EXERCISE PROMPT ▸ Return exactly, please, the lines that run from the line with "Rebuild this screenshot" to the line with "the month, you", ends included, and omit all pictures.

::::::::

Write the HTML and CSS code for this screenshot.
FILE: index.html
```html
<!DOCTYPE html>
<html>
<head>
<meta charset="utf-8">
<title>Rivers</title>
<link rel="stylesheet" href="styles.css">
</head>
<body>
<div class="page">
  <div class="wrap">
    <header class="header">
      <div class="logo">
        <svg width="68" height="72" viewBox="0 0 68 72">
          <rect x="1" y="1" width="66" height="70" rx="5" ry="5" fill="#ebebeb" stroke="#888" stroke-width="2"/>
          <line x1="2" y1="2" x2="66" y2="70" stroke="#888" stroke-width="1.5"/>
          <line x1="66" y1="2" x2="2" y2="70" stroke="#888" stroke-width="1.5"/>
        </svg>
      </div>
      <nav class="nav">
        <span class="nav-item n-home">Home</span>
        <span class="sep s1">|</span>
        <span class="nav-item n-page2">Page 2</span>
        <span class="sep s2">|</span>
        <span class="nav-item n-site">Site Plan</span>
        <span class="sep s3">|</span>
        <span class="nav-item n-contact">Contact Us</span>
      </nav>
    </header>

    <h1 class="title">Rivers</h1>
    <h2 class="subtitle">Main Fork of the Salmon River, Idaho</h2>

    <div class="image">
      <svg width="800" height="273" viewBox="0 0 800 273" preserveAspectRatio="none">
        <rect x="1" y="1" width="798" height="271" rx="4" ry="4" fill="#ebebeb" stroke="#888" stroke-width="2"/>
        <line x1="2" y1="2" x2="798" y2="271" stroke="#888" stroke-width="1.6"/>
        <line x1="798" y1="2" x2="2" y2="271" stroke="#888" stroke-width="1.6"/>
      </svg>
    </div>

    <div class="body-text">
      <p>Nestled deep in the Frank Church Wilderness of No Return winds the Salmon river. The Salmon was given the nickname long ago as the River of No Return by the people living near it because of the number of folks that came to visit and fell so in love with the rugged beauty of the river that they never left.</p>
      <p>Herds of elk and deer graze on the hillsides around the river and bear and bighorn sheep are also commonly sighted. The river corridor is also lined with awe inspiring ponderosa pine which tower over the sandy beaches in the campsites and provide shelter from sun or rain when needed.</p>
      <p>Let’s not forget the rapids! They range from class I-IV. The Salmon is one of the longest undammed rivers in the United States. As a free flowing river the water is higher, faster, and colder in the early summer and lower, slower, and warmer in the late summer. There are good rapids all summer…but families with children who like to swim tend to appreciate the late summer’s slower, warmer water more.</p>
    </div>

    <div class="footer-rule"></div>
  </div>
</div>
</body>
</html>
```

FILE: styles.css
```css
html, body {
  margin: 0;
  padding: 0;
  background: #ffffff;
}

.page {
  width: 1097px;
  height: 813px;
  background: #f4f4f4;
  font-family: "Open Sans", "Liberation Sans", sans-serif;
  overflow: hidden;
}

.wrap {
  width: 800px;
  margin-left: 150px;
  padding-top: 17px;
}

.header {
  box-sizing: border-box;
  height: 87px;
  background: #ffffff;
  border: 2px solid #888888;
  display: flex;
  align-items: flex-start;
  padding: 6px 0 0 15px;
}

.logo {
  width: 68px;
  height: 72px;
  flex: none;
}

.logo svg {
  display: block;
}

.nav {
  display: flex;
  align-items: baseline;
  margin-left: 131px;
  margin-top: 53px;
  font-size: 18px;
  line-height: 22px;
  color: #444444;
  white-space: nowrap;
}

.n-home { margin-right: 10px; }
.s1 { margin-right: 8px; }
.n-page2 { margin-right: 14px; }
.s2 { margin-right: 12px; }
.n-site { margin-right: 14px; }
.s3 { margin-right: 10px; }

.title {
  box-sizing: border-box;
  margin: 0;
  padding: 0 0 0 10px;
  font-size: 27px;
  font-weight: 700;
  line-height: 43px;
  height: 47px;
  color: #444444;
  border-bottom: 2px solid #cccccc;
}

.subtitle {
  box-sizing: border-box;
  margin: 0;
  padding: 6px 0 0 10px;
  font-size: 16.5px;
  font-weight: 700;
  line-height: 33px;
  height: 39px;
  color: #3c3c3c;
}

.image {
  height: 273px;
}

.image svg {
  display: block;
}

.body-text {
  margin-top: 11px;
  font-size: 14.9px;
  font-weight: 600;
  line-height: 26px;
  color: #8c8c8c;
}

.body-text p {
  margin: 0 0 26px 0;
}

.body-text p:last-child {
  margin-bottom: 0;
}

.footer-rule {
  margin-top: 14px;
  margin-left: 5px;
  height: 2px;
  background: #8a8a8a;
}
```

::::::::

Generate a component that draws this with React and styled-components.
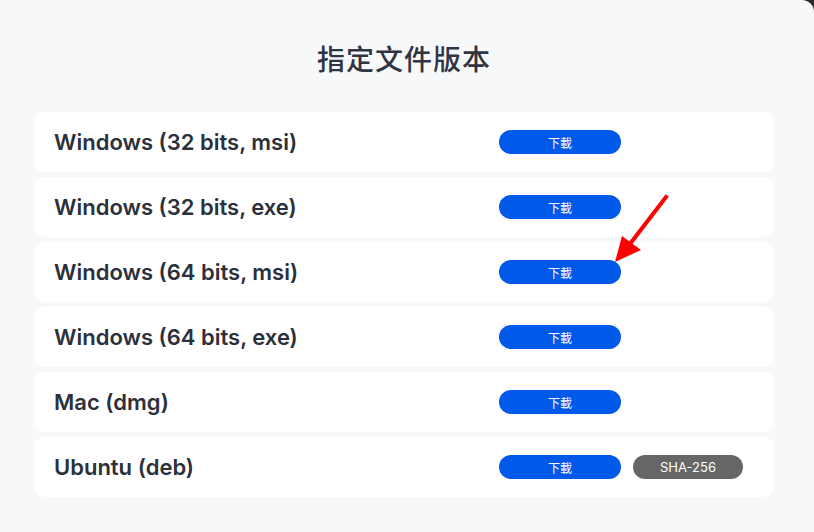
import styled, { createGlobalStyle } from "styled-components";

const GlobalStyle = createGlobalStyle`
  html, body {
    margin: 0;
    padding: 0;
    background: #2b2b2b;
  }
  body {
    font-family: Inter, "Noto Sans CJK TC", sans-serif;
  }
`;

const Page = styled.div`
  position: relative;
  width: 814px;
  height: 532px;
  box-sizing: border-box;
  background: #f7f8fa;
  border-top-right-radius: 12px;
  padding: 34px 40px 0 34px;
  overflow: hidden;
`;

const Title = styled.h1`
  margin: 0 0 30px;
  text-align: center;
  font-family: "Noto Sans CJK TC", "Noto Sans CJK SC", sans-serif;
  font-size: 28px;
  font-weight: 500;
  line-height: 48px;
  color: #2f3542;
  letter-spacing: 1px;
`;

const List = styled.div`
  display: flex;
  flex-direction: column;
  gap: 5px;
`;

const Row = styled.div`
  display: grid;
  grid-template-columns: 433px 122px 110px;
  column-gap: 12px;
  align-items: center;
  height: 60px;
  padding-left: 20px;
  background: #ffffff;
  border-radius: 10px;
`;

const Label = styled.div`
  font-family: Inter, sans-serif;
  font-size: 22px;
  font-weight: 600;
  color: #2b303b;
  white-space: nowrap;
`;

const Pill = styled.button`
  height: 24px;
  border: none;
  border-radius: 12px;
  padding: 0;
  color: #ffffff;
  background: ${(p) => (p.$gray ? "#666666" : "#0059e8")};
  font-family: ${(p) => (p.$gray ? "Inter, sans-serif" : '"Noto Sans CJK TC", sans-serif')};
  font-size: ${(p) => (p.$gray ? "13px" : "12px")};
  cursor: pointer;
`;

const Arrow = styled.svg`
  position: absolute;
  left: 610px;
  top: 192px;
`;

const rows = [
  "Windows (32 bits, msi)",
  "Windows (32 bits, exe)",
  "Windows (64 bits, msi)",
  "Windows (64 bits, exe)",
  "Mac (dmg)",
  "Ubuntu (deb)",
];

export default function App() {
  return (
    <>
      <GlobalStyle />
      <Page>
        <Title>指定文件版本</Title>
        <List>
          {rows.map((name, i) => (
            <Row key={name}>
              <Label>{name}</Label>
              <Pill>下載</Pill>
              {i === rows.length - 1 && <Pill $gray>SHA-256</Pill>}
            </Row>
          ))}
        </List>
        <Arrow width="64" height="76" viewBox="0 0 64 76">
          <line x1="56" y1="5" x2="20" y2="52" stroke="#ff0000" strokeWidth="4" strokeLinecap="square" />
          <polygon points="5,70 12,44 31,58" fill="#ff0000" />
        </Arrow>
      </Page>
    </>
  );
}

::::::::

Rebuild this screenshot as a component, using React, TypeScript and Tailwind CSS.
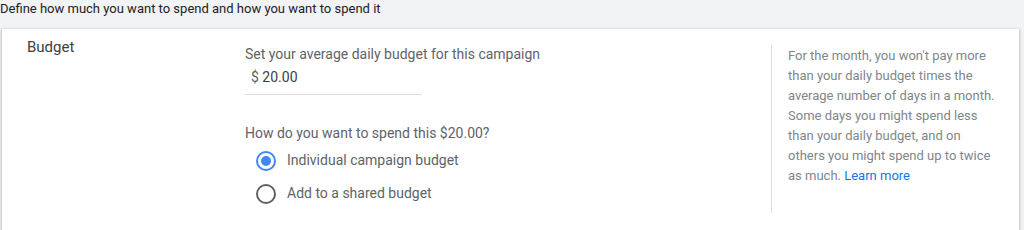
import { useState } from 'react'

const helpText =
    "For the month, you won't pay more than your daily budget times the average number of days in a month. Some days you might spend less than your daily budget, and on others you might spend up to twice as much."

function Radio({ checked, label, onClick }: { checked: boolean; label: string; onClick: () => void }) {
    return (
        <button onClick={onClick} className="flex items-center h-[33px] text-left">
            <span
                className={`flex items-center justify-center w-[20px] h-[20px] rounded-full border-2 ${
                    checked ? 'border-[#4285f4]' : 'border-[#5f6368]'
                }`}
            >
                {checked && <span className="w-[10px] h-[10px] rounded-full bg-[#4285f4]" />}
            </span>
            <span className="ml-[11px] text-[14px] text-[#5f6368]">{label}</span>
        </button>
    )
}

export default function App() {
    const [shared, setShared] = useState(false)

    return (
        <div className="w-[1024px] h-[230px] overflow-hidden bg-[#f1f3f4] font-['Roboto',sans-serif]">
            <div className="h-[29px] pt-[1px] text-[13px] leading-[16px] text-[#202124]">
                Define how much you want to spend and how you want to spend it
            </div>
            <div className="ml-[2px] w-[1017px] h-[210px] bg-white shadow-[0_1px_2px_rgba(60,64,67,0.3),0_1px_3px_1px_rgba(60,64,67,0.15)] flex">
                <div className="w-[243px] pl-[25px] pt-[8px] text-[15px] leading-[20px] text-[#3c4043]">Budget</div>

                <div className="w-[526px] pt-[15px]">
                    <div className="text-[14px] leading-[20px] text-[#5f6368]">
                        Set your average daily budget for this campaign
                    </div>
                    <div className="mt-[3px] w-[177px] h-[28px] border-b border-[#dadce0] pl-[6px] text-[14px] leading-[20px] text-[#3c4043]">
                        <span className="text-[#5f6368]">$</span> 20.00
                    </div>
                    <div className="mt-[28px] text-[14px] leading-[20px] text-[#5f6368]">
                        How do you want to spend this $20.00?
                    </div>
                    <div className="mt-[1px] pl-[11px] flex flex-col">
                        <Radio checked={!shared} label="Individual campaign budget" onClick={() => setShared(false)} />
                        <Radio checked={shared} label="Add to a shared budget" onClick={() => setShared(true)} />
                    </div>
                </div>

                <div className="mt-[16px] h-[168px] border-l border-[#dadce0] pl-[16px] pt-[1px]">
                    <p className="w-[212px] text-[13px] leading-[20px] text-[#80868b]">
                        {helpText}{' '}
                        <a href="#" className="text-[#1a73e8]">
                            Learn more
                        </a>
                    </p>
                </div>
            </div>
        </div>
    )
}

::::::::

SOLUTION TO THIS PROBLEM ▸
Rebuild this screenshot as a component, using React, TypeScript and Tailwind CSS.
import { useState } from 'react'

const helpText =
    "For the month, you won't pay more than your daily budget times the average number of days in a month. Some days you might spend less than your daily budget, and on others you might spend up to twice as much."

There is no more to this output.